FERNANDA CÂNCIO – DIÁRIO DE NOTÍCIAS, opinião
Estamos já tão habituados a que nos baixem o rating que quando, como sucedeu esta semana, nos informam de que passámos de "democracia plena" para "democracia com falhas" num índice internacional - o da revista The Economist - ninguém parece muito preocupado, indignado ou sequer interessado (fosse há um ano, ai).
Caindo um posto, do 26.º para o 27.º, e trocando de lugar com Cabo Verde, Portugal fica em segundo na secção de democracias defeituosas, ainda assim acima da França (29.º), da Itália (31.º) e da Grécia (32.º). A Espanha tem dois lugares de vantagem (25.º), mas após tombo de sete. No topo está a Noruega e no fim do pelotão a inevitável Coreia do Norte. No relatório que sustenta o índice, frisa-se o contraste entre a luta das Primaveras Árabes pela democracia e as sombras que sobre ela impendem no seu berço, a Europa Ocidental, onde eleitos são substituídos por tecnocratas (Itália e Grécia) e o perigo do populismo e da xenofobia se adensa sob a égide da austeridade.
É aliás à crise económica e do euro e ao facto de o País ter perdido autonomia governativa que o relatório atribui o downgrading português.
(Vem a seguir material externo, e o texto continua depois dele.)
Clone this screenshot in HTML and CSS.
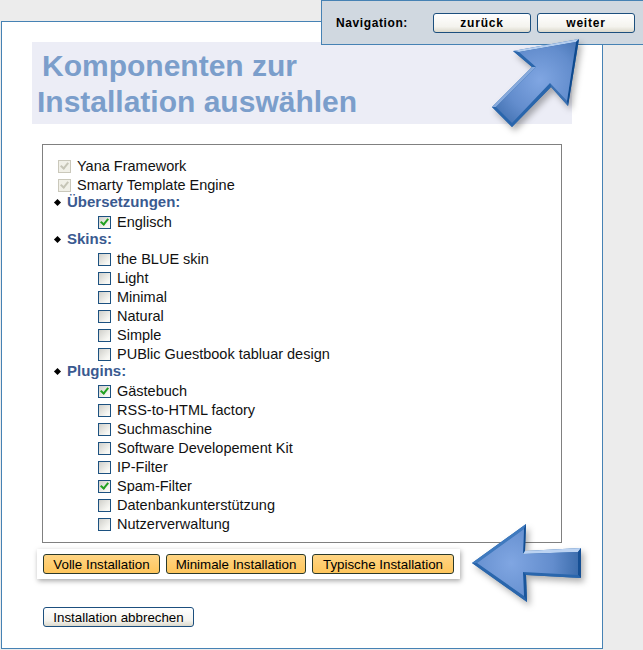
FILE: index.html
```html
<!DOCTYPE html>
<html lang="de">
<head>
<meta charset="utf-8">
<title>Komponenten zur Installation auswählen</title>
<link rel="stylesheet" href="styles.css">
</head>
<body>
<nav class="nav">
  <span class="nav-label">Navigation:</span>
  <div class="nav-buttons">
    <button class="btn btn-nav">zurück</button>
    <button class="btn btn-nav">weiter</button>
  </div>
</nav>
<main class="page">
  <h1 class="title">Komponenten zur<br><span class="title-second">Installation auswählen</span></h1>
  <section class="list">
    <label class="row"><input type="checkbox" class="check check-off" checked disabled>Yana Framework</label>
    <label class="row"><input type="checkbox" class="check check-off" checked disabled>Smarty Template Engine</label>
    <h2 class="group">Übersetzungen:</h2>
    <label class="row row-sub"><input type="checkbox" class="check" checked>Englisch</label>
    <h2 class="group">Skins:</h2>
    <label class="row row-sub"><input type="checkbox" class="check">the BLUE skin</label>
    <label class="row row-sub"><input type="checkbox" class="check">Light</label>
    <label class="row row-sub"><input type="checkbox" class="check">Minimal</label>
    <label class="row row-sub"><input type="checkbox" class="check">Natural</label>
    <label class="row row-sub"><input type="checkbox" class="check">Simple</label>
    <label class="row row-sub"><input type="checkbox" class="check">PUBlic Guestbook tabluar design</label>
    <h2 class="group">Plugins:</h2>
    <label class="row row-sub"><input type="checkbox" class="check" checked>Gästebuch</label>
    <label class="row row-sub"><input type="checkbox" class="check">RSS-to-HTML factory</label>
    <label class="row row-sub"><input type="checkbox" class="check">Suchmaschine</label>
    <label class="row row-sub"><input type="checkbox" class="check">Software Developement Kit</label>
    <label class="row row-sub"><input type="checkbox" class="check">IP-Filter</label>
    <label class="row row-sub"><input type="checkbox" class="check" checked>Spam-Filter</label>
    <label class="row row-sub"><input type="checkbox" class="check">Datenbankunterstützung</label>
    <label class="row row-sub"><input type="checkbox" class="check">Nutzerverwaltung</label>
  </section>
  <div class="presets">
    <button class="btn btn-orange btn-volle">Volle Installation</button>
    <button class="btn btn-orange btn-min">Minimale Installation</button>
    <button class="btn btn-orange btn-typ">Typische Installation</button>
  </div>
  <button class="btn btn-cancel">Installation abbrechen</button>
</main>

<svg class="arrow arrow-nav" width="110" height="105" viewBox="0 0 110 105" aria-hidden="true">
  <defs>
    <radialGradient id="faceA" gradientUnits="userSpaceOnUse" cx="60" cy="50" r="56">
      <stop offset="0" stop-color="#80a6e2"/>
      <stop offset="0.6" stop-color="#638dcd"/>
      <stop offset="1" stop-color="#4372b2"/>
    </radialGradient>
  </defs>
  <polygon points="99,9 33,21 52,37 12,77 32,97 71,57 88,76" fill="#2a66ac"/>
  <polygon points="33,21 99,9 96,12 39,22" fill="#b4cdee"/>
  <polygon points="99,9 88,76 87,71 96,12" fill="#0f4a8e"/>
  <polygon points="88,76 71,57 70,53 87,71" fill="#3a70b2"/>
  <polygon points="71,57 32,97 32,93 70,53" fill="#2a66ac"/>
  <polygon points="32,97 12,77 16,77 32,93" fill="#2a66ac"/>
  <polygon points="12,77 52,37 56,37 16,77" fill="#86a9dc"/>
  <polygon points="52,37 33,21 39,22 56,37" fill="#2a66ac"/>
  <polygon points="39,22 96,12 87,71 70,53 32,93 16,77 56,37" fill="url(#faceA)"/>
</svg>

<svg class="arrow arrow-presets" width="125" height="92" viewBox="0 0 125 92" aria-hidden="true">
  <defs>
    <radialGradient id="faceB" gradientUnits="userSpaceOnUse" cx="46" cy="45" r="70">
      <stop offset="0" stop-color="#80a6e2"/>
      <stop offset="0.6" stop-color="#638dcd"/>
      <stop offset="1" stop-color="#3a6bab"/>
    </radialGradient>
  </defs>
  <polygon points="7,45 61,6 60,33 116,30 116,60 61,57 62,84" fill="#2a66ac"/>
  <polygon points="7,45 61,6 59,11 12,45" fill="#3f7abf"/>
  <polygon points="61,6 60,33 58,36 59,11" fill="#124d92"/>
  <polygon points="60,33 116,30 113,34 58,36" fill="#bcd3f2"/>
  <polygon points="116,60 116,30 113,34 113,57" fill="#154f94"/>
  <polygon points="116,60 61,57 58,54 113,57" fill="#2a66ac"/>
  <polygon points="61,57 62,84 59,78 58,54" fill="#1a569c"/>
  <polygon points="62,84 7,45 12,45 59,78" fill="#2a66ac"/>
  <polygon points="12,45 59,11 58,36 113,34 113,57 58,54 59,78" fill="url(#faceB)"/>
</svg>
</body>
</html>
```
FILE: styles.css
```css
html, body {
  margin: 0;
  padding: 0;
  height: 650px;
  overflow: hidden;
}
body {
  background: #ececec;
  font-family: "Liberation Sans", Arial, sans-serif;
  font-size: 14.5px;
  color: #000;
  position: relative;
}
.page {
  box-sizing: border-box;
  width: 602px;
  height: 628px;
  margin: 21px 0 0 1px;
  padding: 20px 30px 0 40px;
  background: #fff;
  border: 1px solid #4682b4;
}
.title {
  box-sizing: border-box;
  width: 540px;
  height: 82px;
  margin: 0 0 20px -10px;
  padding: 6px 0 0 10px;
  background: #ecedf6;
  color: #7b9ecb;
  font-size: 30px;
  font-weight: bold;
  line-height: 36px;
}
.title-second {
  margin-left: -5px;
}
.list {
  box-sizing: border-box;
  width: 520px;
  height: 399px;
  padding: 12px 0 0 15px;
  border: 1px solid #808080;
}
.row {
  display: flex;
  align-items: center;
  height: 19px;
  line-height: 19px;
  color: #111;
}
.row-sub {
  padding-left: 40px;
}
.group {
  position: relative;
  height: 18px;
  margin: 0;
  padding-left: 9px;
  color: #3a5a90;
  font-size: 15px;
  font-weight: bold;
  line-height: 13px;
}
.group::before {
  content: "";
  position: absolute;
  left: -3px;
  top: 5px;
  width: 5px;
  height: 5px;
  background: #000;
  transform: rotate(45deg);
}
.check {
  appearance: none;
  -webkit-appearance: none;
  position: relative;
  flex: none;
  box-sizing: border-box;
  width: 13px;
  height: 13px;
  margin: 0 6px 0 0;
  background: linear-gradient(135deg, #cfcfca, #f8f8f4 80%);
  border: 1px solid #1c5180;
}
.check:checked::after {
  content: "";
  position: absolute;
  left: 3px;
  top: 0;
  width: 3px;
  height: 6px;
  border: solid #21a121;
  border-width: 0 2px 2px 0;
  transform: rotate(40deg);
}
.check-off {
  background: #f1f0e8;
  border-color: #cac8bb;
}
.check-off:checked::after {
  border-color: #c6c5b7;
}
.btn {
  box-sizing: border-box;
  height: 20px;
  padding: 0;
  border: 1px solid #1c4f7e;
  border-radius: 3px;
  background: linear-gradient(#fff, #f4f3ee 70%, #dcd9cc);
  color: #000;
  font-family: "Liberation Sans", Arial, sans-serif;
  font-size: 13.33px;
  line-height: 17px;
}
.btn-orange {
  background: linear-gradient(#ffd584, #ffc65c);
  border-color: #2b3a2b;
}
.btn-volle { width: 117px; }
.btn-min { width: 140px; }
.btn-typ { width: 142px; }
.presets {
  box-sizing: border-box;
  display: flex;
  gap: 6px;
  width: 423px;
  height: 30px;
  margin: 6px 0 28px -5px;
  padding: 5px 0 0 6px;
  background: #fff;
  box-shadow: 1px 2px 5px rgba(0, 0, 0, 0.35);
}
.btn-cancel {
  display: block;
  width: 151px;
  margin-left: 1px;
}
.nav {
  box-sizing: border-box;
  position: fixed;
  top: 0;
  left: 321px;
  right: -1px;
  height: 45px;
  display: flex;
  justify-content: space-between;
  padding: 13px 8px 0 14px;
  background: #d0d8e0;
  border: 1px solid #4682b4;
}
.nav-label {
  font-size: 12px;
  font-weight: bold;
  letter-spacing: 0.6px;
  line-height: 18px;
}
.nav-buttons {
  display: flex;
  gap: 6px;
  margin-top: -1px;
}
.btn-nav {
  width: 98px;
  font-size: 12px;
  font-weight: bold;
  letter-spacing: 0.8px;
}
.arrow {
  position: absolute;
  filter: drop-shadow(3px 4px 3px rgba(0, 0, 0, 0.3));
}
.arrow-nav {
  left: 480px;
  top: 30px;
}
.arrow-presets {
  left: 465px;
  top: 518px;
}
```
O índice é decerto discutível (como aliás todos os relacionados com percepções) mas vale a pena ler a parte em que se fala da noção de democracia e da forma de lhe aferir o grau. "A democracia pode ser vista como o conjunto de princípios e práticas que institucionalizam e em última análise protegem a liberdade", diz a Economist. E define as democracias com falhas como "países com eleições livres e justas e respeito pelas liberdades cívicas básicas, mas com fraquezas significativas noutros aspectos da democracia, incluindo problemas de governação, uma cultura política subdesenvolvida e baixos níveis de participação política". Bingo. Sucede é que esta descrição já se aplicava a Portugal desde o lançamento do índice, em 2006, e só agora nos passaram para os que precisam de melhoras.
Ora se esta democracia tem neste momento problemas muito graves de legitimidade governativa (quer ao nível de quem está a tomar decisões fundamentais - "poderes ou organizações estrangeiras", Economist dixit - quer do mandato, já que o programa que foi levado a sufrágio não coincide com o imposto), a ausência de reacção a essas ameaças demonstra que estruturalmente o País não preza a democracia e talvez nem perceba bem o que é e para que serve. Como o questionário da Economist lembra, a qualidade de uma democracia não depende apenas da dos governos. O apoio popular de que é alvo, a noção de que é a melhor forma de regime e de que beneficia a performance económica, não sendo contrária à manutenção da ordem, assim como a rejeição da ideia de que um executivo de "especialistas" e "tecnocratas" é preferível a um de políticos são aspectos fulcrais na saúde democrática. Não é uma coisa decidida "pelos de lá de cima"; é de nós que depende. E se tem defeitos são os nossos.